I didn't want to include all that complexity in the example I posted because it would have taken me too long to code and it would have been harder for anyone to see quickly what was going on and offer suggestions.


From all your feedback it looks like I may not benefit significantly from moving to OOP. I'm not sure the added risk (me being unfamiliar with LVOOP) offsets the benefits gained at this stage.

For long tests where I can anticipate large amounts of data I think I will store data to a local TDMS file and only recall what I need when I need it.
For short tests I will keep everything the same to keep the analysis as fast as possible.
This application has been in use for many years with dozens of projects, users and test benches. Backward compatibility is very important and these changes need to be mostly transparent to users.

Now, how do I mark everyone's reply as the solution?
Actually ,now that I think about it, you have all helped me with the solution to my problem, not necessarily the answer to my question.
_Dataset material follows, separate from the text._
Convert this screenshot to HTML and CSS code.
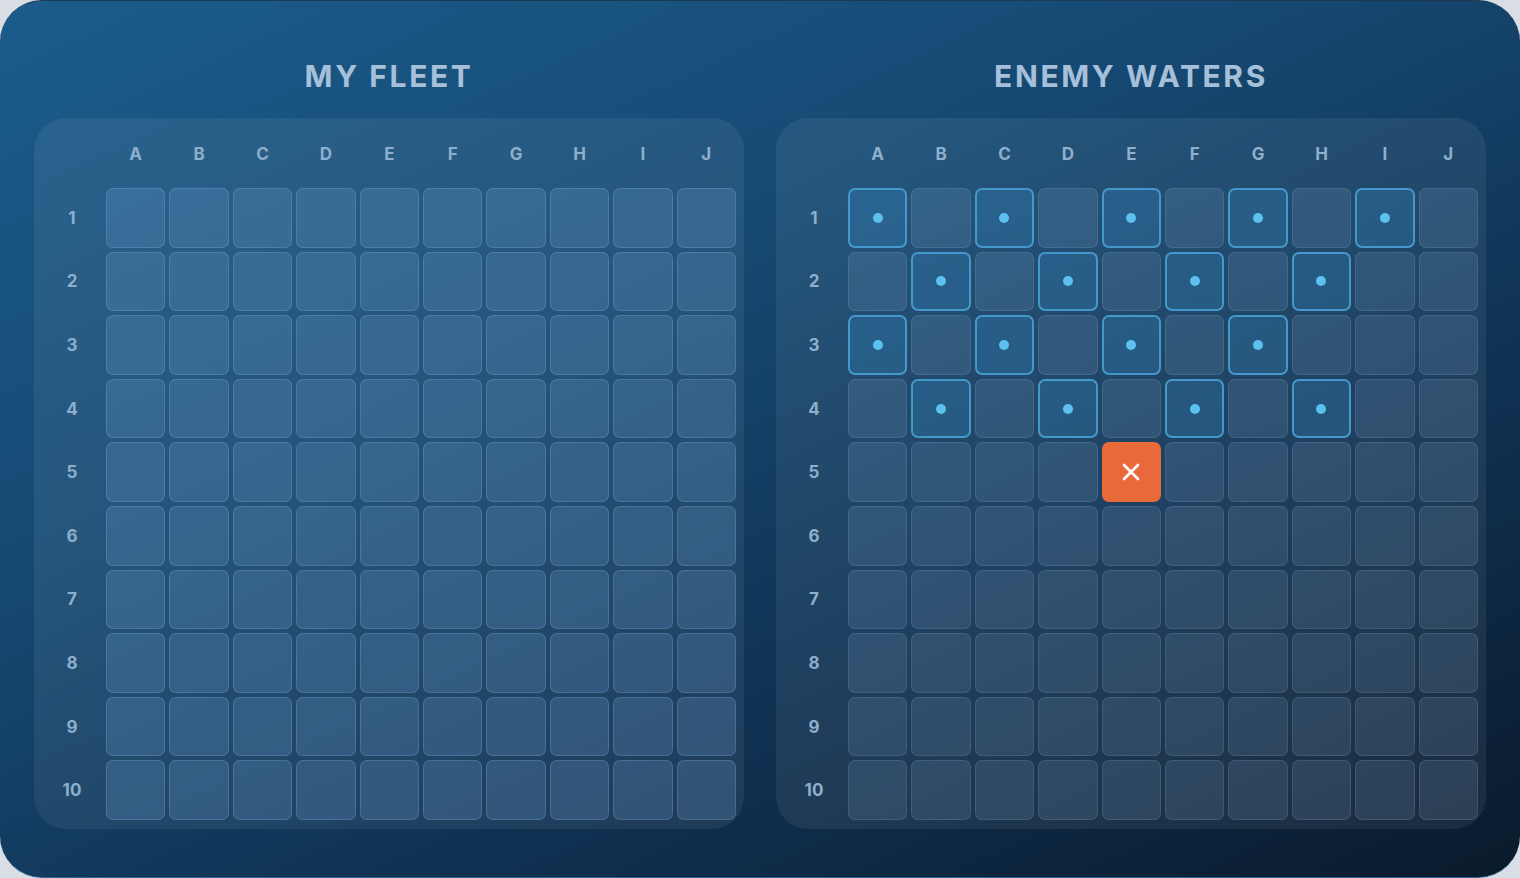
FILE: index.html
```html
<!DOCTYPE html>
<html lang="en">
<head>
  <meta charset="UTF-8" />
  <title>Battleship</title>
  <link rel="stylesheet" href="styles.css">
</head>
<body>
  <div class="game">
    <section class="side">
      <h2 class="side-title">MY FLEET</h2>
      <div class="board">
        <div class="corner"></div>
        <div class="col-label">A</div><div class="col-label">B</div><div class="col-label">C</div><div class="col-label">D</div><div class="col-label">E</div><div class="col-label">F</div><div class="col-label">G</div><div class="col-label">H</div><div class="col-label">I</div><div class="col-label">J</div>

        <div class="row-label">1</div>
        <div class="cell"></div><div class="cell"></div><div class="cell"></div><div class="cell"></div><div class="cell"></div><div class="cell"></div><div class="cell"></div><div class="cell"></div><div class="cell"></div><div class="cell"></div>
        <div class="row-label">2</div>
        <div class="cell"></div><div class="cell"></div><div class="cell"></div><div class="cell"></div><div class="cell"></div><div class="cell"></div><div class="cell"></div><div class="cell"></div><div class="cell"></div><div class="cell"></div>
        <div class="row-label">3</div>
        <div class="cell"></div><div class="cell"></div><div class="cell"></div><div class="cell"></div><div class="cell"></div><div class="cell"></div><div class="cell"></div><div class="cell"></div><div class="cell"></div><div class="cell"></div>
        <div class="row-label">4</div>
        <div class="cell"></div><div class="cell"></div><div class="cell"></div><div class="cell"></div><div class="cell"></div><div class="cell"></div><div class="cell"></div><div class="cell"></div><div class="cell"></div><div class="cell"></div>
        <div class="row-label">5</div>
        <div class="cell"></div><div class="cell"></div><div class="cell"></div><div class="cell"></div><div class="cell"></div><div class="cell"></div><div class="cell"></div><div class="cell"></div><div class="cell"></div><div class="cell"></div>
        <div class="row-label">6</div>
        <div class="cell"></div><div class="cell"></div><div class="cell"></div><div class="cell"></div><div class="cell"></div><div class="cell"></div><div class="cell"></div><div class="cell"></div><div class="cell"></div><div class="cell"></div>
        <div class="row-label">7</div>
        <div class="cell"></div><div class="cell"></div><div class="cell"></div><div class="cell"></div><div class="cell"></div><div class="cell"></div><div class="cell"></div><div class="cell"></div><div class="cell"></div><div class="cell"></div>
        <div class="row-label">8</div>
        <div class="cell"></div><div class="cell"></div><div class="cell"></div><div class="cell"></div><div class="cell"></div><div class="cell"></div><div class="cell"></div><div class="cell"></div><div class="cell"></div><div class="cell"></div>
        <div class="row-label">9</div>
        <div class="cell"></div><div class="cell"></div><div class="cell"></div><div class="cell"></div><div class="cell"></div><div class="cell"></div><div class="cell"></div><div class="cell"></div><div class="cell"></div><div class="cell"></div>
        <div class="row-label">10</div>
        <div class="cell"></div><div class="cell"></div><div class="cell"></div><div class="cell"></div><div class="cell"></div><div class="cell"></div><div class="cell"></div><div class="cell"></div><div class="cell"></div><div class="cell"></div>
      </div>
    </section>

    <section class="side">
      <h2 class="side-title">ENEMY WATERS</h2>
      <div class="board board-enemy">
        <div class="corner"></div>
        <div class="col-label">A</div><div class="col-label">B</div><div class="col-label">C</div><div class="col-label">D</div><div class="col-label">E</div><div class="col-label">F</div><div class="col-label">G</div><div class="col-label">H</div><div class="col-label">I</div><div class="col-label">J</div>

        <div class="row-label">1</div>
        <div class="cell miss"><span class="dot"></span></div><div class="cell"></div><div class="cell miss"><span class="dot"></span></div><div class="cell"></div><div class="cell miss"><span class="dot"></span></div><div class="cell"></div><div class="cell miss"><span class="dot"></span></div><div class="cell"></div><div class="cell miss"><span class="dot"></span></div><div class="cell"></div>
        <div class="row-label">2</div>
        <div class="cell"></div><div class="cell miss"><span class="dot"></span></div><div class="cell"></div><div class="cell miss"><span class="dot"></span></div><div class="cell"></div><div class="cell miss"><span class="dot"></span></div><div class="cell"></div><div class="cell miss"><span class="dot"></span></div><div class="cell"></div><div class="cell"></div>
        <div class="row-label">3</div>
        <div class="cell miss"><span class="dot"></span></div><div class="cell"></div><div class="cell miss"><span class="dot"></span></div><div class="cell"></div><div class="cell miss"><span class="dot"></span></div><div class="cell"></div><div class="cell miss"><span class="dot"></span></div><div class="cell"></div><div class="cell"></div><div class="cell"></div>
        <div class="row-label">4</div>
        <div class="cell"></div><div class="cell miss"><span class="dot"></span></div><div class="cell"></div><div class="cell miss"><span class="dot"></span></div><div class="cell"></div><div class="cell miss"><span class="dot"></span></div><div class="cell"></div><div class="cell miss"><span class="dot"></span></div><div class="cell"></div><div class="cell"></div>
        <div class="row-label">5</div>
        <div class="cell"></div><div class="cell"></div><div class="cell"></div><div class="cell"></div>
        <div class="cell hit">
          <svg width="18" height="18" viewBox="0 0 18 18"><path d="M2 2 L16 16 M16 2 L2 16" stroke="#fff" stroke-width="2.6" stroke-linecap="round"/></svg>
        </div>
        <div class="cell"></div><div class="cell"></div><div class="cell"></div><div class="cell"></div><div class="cell"></div>
        <div class="row-label">6</div>
        <div class="cell"></div><div class="cell"></div><div class="cell"></div><div class="cell"></div><div class="cell"></div><div class="cell"></div><div class="cell"></div><div class="cell"></div><div class="cell"></div><div class="cell"></div>
        <div class="row-label">7</div>
        <div class="cell"></div><div class="cell"></div><div class="cell"></div><div class="cell"></div><div class="cell"></div><div class="cell"></div><div class="cell"></div><div class="cell"></div><div class="cell"></div><div class="cell"></div>
        <div class="row-label">8</div>
        <div class="cell"></div><div class="cell"></div><div class="cell"></div><div class="cell"></div><div class="cell"></div><div class="cell"></div><div class="cell"></div><div class="cell"></div><div class="cell"></div><div class="cell"></div>
        <div class="row-label">9</div>
        <div class="cell"></div><div class="cell"></div><div class="cell"></div><div class="cell"></div><div class="cell"></div><div class="cell"></div><div class="cell"></div><div class="cell"></div><div class="cell"></div><div class="cell"></div>
        <div class="row-label">10</div>
        <div class="cell"></div><div class="cell"></div><div class="cell"></div><div class="cell"></div><div class="cell"></div><div class="cell"></div><div class="cell"></div><div class="cell"></div><div class="cell"></div><div class="cell"></div>
      </div>
    </section>
  </div>
</body>
</html>
```

FILE: styles.css
```css
/* Base */
*, *::before, *::after {
  box-sizing: border-box;
}
html, body {
  margin: 0;
  padding: 0;
  height: 100%;
}
body {
  background: #d9dee6;
  font-family: Inter, "Noto Sans", "DejaVu Sans", sans-serif;
  overflow: hidden;
}

/* Ocean panel */
.game {
  width: 1520px;
  height: 878px;
  border-radius: 42px;
  background: linear-gradient(155deg, #1b5c8b 0%, #164a74 35%, #0f3050 70%, #0a1a2b 100%);
  border-top: 1px solid #1d3851;
  border-bottom: 1px solid #2a6492;
  padding: 53px 34px 0;
  display: grid;
  grid-template-columns: 710px 710px;
  column-gap: 32px;
  align-items: start;
}
.side-title {
  margin: 0 0 20px;
  height: 44px;
  line-height: 44px;
  text-align: center;
  font-size: 30px;
  font-weight: 700;
  letter-spacing: 2.6px;
  color: #a6c0d9;
}

/* Board */
.board {
  background: rgba(255, 255, 255, 0.065);
  border-radius: 32px;
  padding: 8px 8px 9px;
  display: grid;
  grid-template-columns: 60px repeat(10, 1fr);
  grid-template-rows: 58px;
  grid-auto-rows: 59.6px;
  gap: 4px;
}
.col-label,
.row-label {
  display: flex;
  align-items: center;
  justify-content: center;
  font-size: 17px;
  font-weight: 700;
  color: #8eafcb;
}
.col-label {
  padding-bottom: 2px;
}
.cell {
  border-radius: 7px;
  background: rgba(120, 170, 220, 0.22);
  border: 1.5px solid rgba(150, 195, 240, 0.22);
  display: flex;
  align-items: center;
  justify-content: center;
}
.board-enemy .cell {
  background: rgba(160, 200, 240, 0.13);
  border-color: rgba(170, 205, 240, 0.14);
}
.board-enemy .cell.miss {
  background: rgba(60, 160, 225, 0.22);
  border: 2px solid #4598cb;
}
.dot {
  width: 10px;
  height: 10px;
  border-radius: 50%;
  background: #5cc1ef;
}
.board-enemy .cell.hit {
  background: #e8693a;
  border: none;
}
```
It takes a lot of experience in problem solving to do that! Even when the inquirer doesn't ask an accurate question!
_____________________________

May I ask a follow-up question, this time more clearly DVR related?
Lets say I have measurements stored in a FGV. Then in the FGV, inside an In-Place Element Structure I index out an element and create a DVR pointing to it.
I would have guessed that the DVR would point to the element INSIDE the array because I created it inside the IPES. However if you look at the buffer allocations [LV2011SP1] it looks like it is allocating memory for a copy of the element. Would the DVR point to the copy or the array element? If the copy, what happens when I try to create multiple concurrent references?
It appears to behave different for objects. I would like to think that I can create multiple concurrent DVRs to different objects contained in the same array.
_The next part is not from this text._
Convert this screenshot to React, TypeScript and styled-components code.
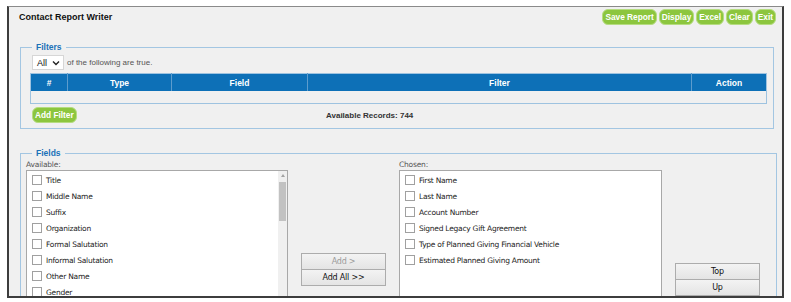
import React from "react";
import styled, { createGlobalStyle } from "styled-components";

const GlobalStyle = createGlobalStyle`
  html, body {
    margin: 0;
    padding: 0;
    background: #fff;
    font-family: "Liberation Sans", Arial, sans-serif;
  }
`;

const Page = styled.div`
  width: 791px;
  height: 302px;
  overflow: hidden;
  padding: 6px 7px 0 7px;
  box-sizing: border-box;
`;

const Panel = styled.div`
  height: 292px;
  box-sizing: border-box;
  background: #f0f0f0;
  border: 2px solid #3d3d3d;
  border-top: 1px solid #8a8a8a;
  overflow: hidden;
  padding: 0 6px 0 10px;
`;

const Header = styled.div`
  display: flex;
  align-items: center;
  justify-content: space-between;
  height: 20px;
`;

const Title = styled.h1`
  margin: 0;
  font-size: 9px;
  font-weight: bold;
  color: #111;
`;

const Actions = styled.div`
  display: flex;
  gap: 2px;
`;

const GreenButton = styled.button`
  background: #8cc63e;
  color: #fff;
  border: 1px solid #b5dc80;
  border-radius: 6px;
  font-family: "Liberation Sans", Arial, sans-serif;
  font-weight: bold;
  font-size: 8.3px;
  height: 16px;
  padding: 0 2px;
  line-height: 14px;
`;

const Spacer = styled.div<{ $h: number }>`
  height: ${(p) => p.$h}px;
`;

const Fieldset = styled.fieldset<{ $right: number; $top?: number }>`
  margin: 0 ${(p) => p.$right}px 0 1px;
  border: 1px solid #a3c6e2;
  padding: ${(p) => p.$top ?? 0}px 6px 5px 9px;
  min-width: 0;
`;

const Legend = styled.legend`
  color: #1b72b8;
  font-weight: bold;
  font-size: 8.5px;
  padding: 0 4px;
  margin-left: 2px;
`;

const MatchRow = styled.div`
  display: flex;
  align-items: center;
  gap: 3px;
  margin: 3px 0 3px 2px;
`;

const SelectBox = styled.div`
  display: flex;
  align-items: center;
  justify-content: space-between;
  width: 32px;
  height: 15px;
  box-sizing: border-box;
  background: #fff;
  border: 1px solid #d6d6d6;
  padding: 0 3px 0 4px;
  font-size: 9px;
  color: #111;
`;

const Hint = styled.span`
  font-size: 8px;
  color: #555;
`;

const FilterTable = styled.table`
  width: 100%;
  table-layout: fixed;
  border-collapse: collapse;
  border: 1px solid #9ec3e0;
  td, th { padding: 0; }
`;

const HeadCell = styled.th<{ $w?: number }>`
  background: #0d70b7;
  color: #fff;
  font-size: 8.5px;
  font-weight: bold;
  height: 17px;
  width: ${(p) => (p.$w ? `${p.$w}px` : "auto")};
  border-left: 1px solid #5d9ccd;
  &:first-child { border-left: none; }
`;

const EmptyRow = styled.td`
  height: 12px;
  background: #f0f0f0;
`;

const FilterFoot = styled.div`
  display: grid;
  grid-template-columns: 294px auto;
  align-items: center;
  margin: 3px 0 0 2px;
`;

const FootLeft = styled.div`
  display: flex;
`;

const Records = styled.span`
  font-size: 8px;
  font-weight: bold;
  color: #333;
`;

const FieldsGrid = styled.div`
  display: grid;
  grid-template-columns: 262px 85px 263px 85px;
  column-gap: 13px;
  margin-left: -4px;
`;

const Column = styled.div`
  display: flex;
  flex-direction: column;
`;

const Label = styled.div`
  font-size: 7.5px;
  color: #555;
  height: 10px;
  line-height: 10px;
  font-family: "DejaVu Sans", sans-serif;
  letter-spacing: -0.2px;
`;

const ListBox = styled.div`
  display: flex;
  height: 140px;
  background: #fff;
  border: 1px solid #a8a8a8;
  box-sizing: border-box;
`;

const Items = styled.ul`
  flex: 1;
  list-style: none;
  margin: 0;
  padding: 1px 0 0 5px;
`;

const Item = styled.li`
  display: flex;
  align-items: center;
  gap: 4px;
  height: 16px;
  font-size: 7.5px;
  color: #222;
  font-family: "DejaVu Sans", sans-serif;
  letter-spacing: -0.25px;
`;

const Check = styled.span`
  width: 8px;
  height: 8px;
  border: 1px solid #a0a0a0;
  background: #fff;
  flex-shrink: 0;
`;

const Scrollbar = styled.div`
  width: 9px;
  background: #f0f0f0;
  display: flex;
  flex-direction: column;
  align-items: center;
  padding-top: 1px;
`;

const Arrow = styled.div`
  width: 0;
  height: 0;
  border-left: 2px solid transparent;
  border-right: 2px solid transparent;
  border-bottom: 3px solid #a3a3a3;
  margin: 2px 0 5px;
`;

const Thumb = styled.div`
  width: 7px;
  height: 39px;
  background: #c2c2c2;
`;

const SideButtons = styled.div<{ $top: number }>`
  display: flex;
  flex-direction: column;
  padding-top: ${(p) => p.$top}px;
`;

const GrayButton = styled.button<{ $disabled?: boolean }>`
  height: 17px;
  width: 85px;
  box-sizing: border-box;
  border: 1px solid #acacac;
  background: linear-gradient(#f3f3f3, #e4e4e4);
  color: ${(p) => (p.$disabled ? "#9a9a9a" : "#111")};
  font-size: 8px;
  font-family: "DejaVu Sans", sans-serif;
  letter-spacing: -0.2px;
  padding: 0;
  & + & { margin-top: -1px; }
`;

const available = [
  "Title",
  "Middle Name",
  "Suffix",
  "Organization",
  "Formal Salutation",
  "Informal Salutation",
  "Other Name",
  "Gender",
];

const chosen = [
  "First Name",
  "Last Name",
  "Account Number",
  "Signed Legacy Gift Agreement",
  "Type of Planned Giving Financial Vehicle",
  "Estimated Planned Giving Amount",
];

const Chevron = () => (
  <svg width="8" height="6" viewBox="0 0 8 6">
    <path d="M1 1.5 L4 4.5 L7 1.5" fill="none" stroke="#222" strokeWidth="1.4" />
  </svg>
);

const App = () => {
  return (
    <Page>
      <GlobalStyle />
      <Panel>
        <Header>
          <Title>Contact Report Writer</Title>
          <Actions>
            {["Save Report", "Display", "Excel", "Clear", "Exit"].map((b) => (
              <GreenButton key={b}>{b}</GreenButton>
            ))}
          </Actions>
        </Header>

        <Spacer $h={15} />

        <Fieldset $right={2}>
          <Legend>Filters</Legend>
          <MatchRow>
            <SelectBox>
              All <Chevron />
            </SelectBox>
            <Hint>of the following are true.</Hint>
          </MatchRow>
          <FilterTable>
            <thead>
              <tr>
                <HeadCell $w={36}>#</HeadCell>
                <HeadCell $w={103}>Type</HeadCell>
                <HeadCell $w={135}>Field</HeadCell>
                <HeadCell>Filter</HeadCell>
                <HeadCell $w={74}>Action</HeadCell>
              </tr>
            </thead>
            <tbody>
              <tr>
                <EmptyRow colSpan={5} />
              </tr>
            </tbody>
          </FilterTable>
          <FilterFoot>
            <FootLeft>
              <GreenButton>Add Filter</GreenButton>
            </FootLeft>
            <Records>Available Records: 744</Records>
          </FilterFoot>
        </Fieldset>

        <Spacer $h={19} />

        <Fieldset $right={-1} $top={2}>
          <Legend>Fields</Legend>
          <FieldsGrid>
            <Column>
              <Label>Available:</Label>
              <ListBox>
                <Items>
                  {available.map((f) => (
                    <Item key={f}>
                      <Check />
                      {f}
                    </Item>
                  ))}
                </Items>
                <Scrollbar>
                  <Arrow />
                  <Thumb />
                </Scrollbar>
              </ListBox>
            </Column>
            <SideButtons $top={93}>
              <GrayButton $disabled>Add &gt;</GrayButton>
              <GrayButton>Add All &gt;&gt;</GrayButton>
            </SideButtons>
            <Column>
              <Label>Chosen:</Label>
              <ListBox>
                <Items>
                  {chosen.map((f) => (
                    <Item key={f}>
                      <Check />
                      {f}
                    </Item>
                  ))}
                </Items>
              </ListBox>
            </Column>
            <SideButtons $top={103}>
              <GrayButton>Top</GrayButton>
              <GrayButton>Up</GrayButton>
            </SideButtons>
          </FieldsGrid>
        </Fieldset>
      </Panel>
    </Page>
  );
};

export default App;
post-11537-0-87061600-1379292516.png

Edited by Troy K
Posted

I believe in the upper of your two pictures there's a buffer allocation on the wire junction.  LabVIEW sees that you're doing something with the second wire and creates a copy of the array element.  The resulting DVR is NOT pointing to the actual element in your array if my assumptions are correct but is rather pointing to a separate copy of that array element in memory.  In order to do what I think you're trying to do you would need to create an array of DVRs and make a copy of the existing DVR from the array to have the DVR pointing tot he array element.

 

Does that line up with your experiences of the code behaviour?

 

I believe the only way to create concurrent DVRs to a single memory location is to branch the DVR wire.  You can't call the "Data to DVR" several times because this (AFAIK) creates several DVR pointing each to different memory locations.

  • Like 1
Posted
This is done in a separate low priority thread so the next test can be started without having to wait. 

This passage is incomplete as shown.